J.N. Gupta, co-founder and managing director at Stakeholders Empowerment Services and former executive director at the Securities & Exchange Board of India (SEBI), said while a handful of names are celebrated, one has to think about why many women still do not reach the top.
“Out of India’s women population of 50 per cent, only a small fraction has a career orientation. There are family responsibilities and when women have children, they feel guilty if they are not being able to give them enough time. A majority of women succumb to that guilt and you lose the race for top even if you sit at home for 5-6 years,” Gupta said.
End of an era? Experts think, not
Even as different, unrelated circumstances have altered the top tier of the banking industry in recent months, Sanyal is optimistic that it is not the end of an era for women leaders.
“At the induction level, you have 50 per cent women. But a lot of them drop out when they get married or have children.

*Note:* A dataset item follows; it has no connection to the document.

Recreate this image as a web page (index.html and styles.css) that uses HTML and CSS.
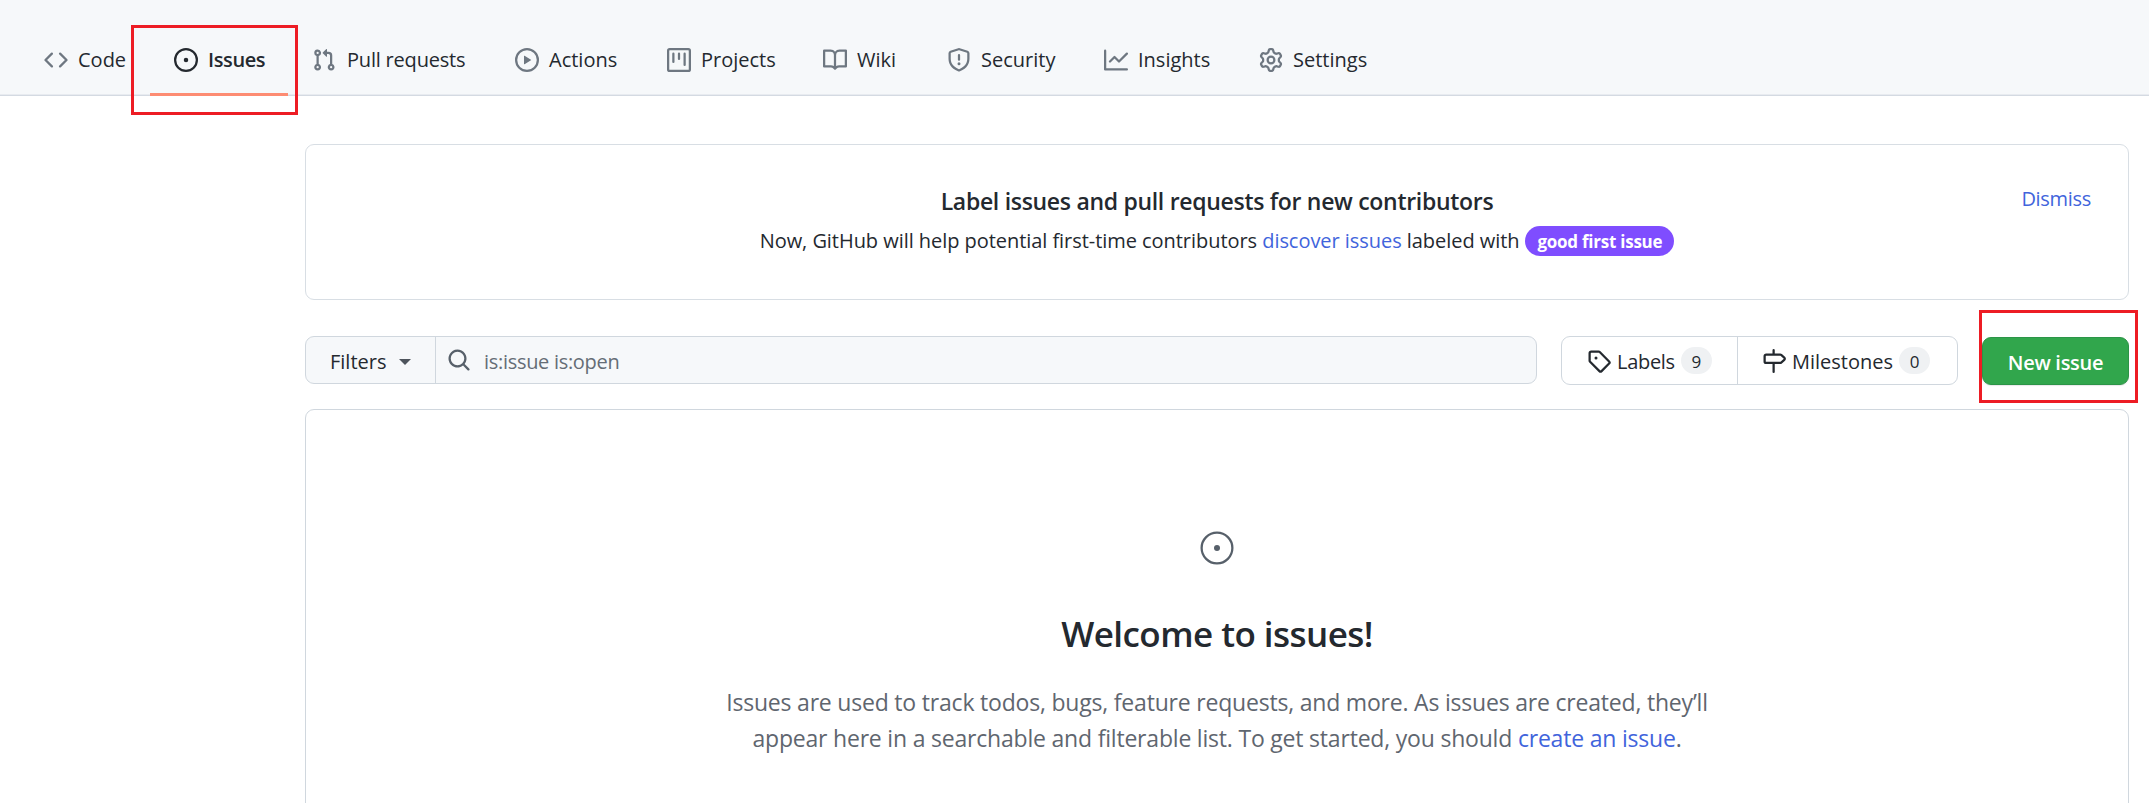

As leaders in the banking industry, we created those kinds of flexible working environments that not just enabled women, but also men to balance their homes and careers,” she said.
“I don’t see any reason why we should not continue to see more talented women rise to the top in banking and other industries because we have a talent pipeline. We have very talented women at the entry level and now policies conducive for them to rise,” she added.
Similarly, Gupta said one should not try to read too much into these coincidences because they are random and have nothing to do with the sector’s concept, organisation, system, choice or desire.
“Don’t say this is the end of an era because the era in the real sense is yet to begin. These three or four names who are moving out of top positions are just a handful among the hundreds of names in the country. The era will begin when we have at least 20-25 percent women CEOs in different sectors. In that sense, we are just in the initial stages of an era of gender diversity.”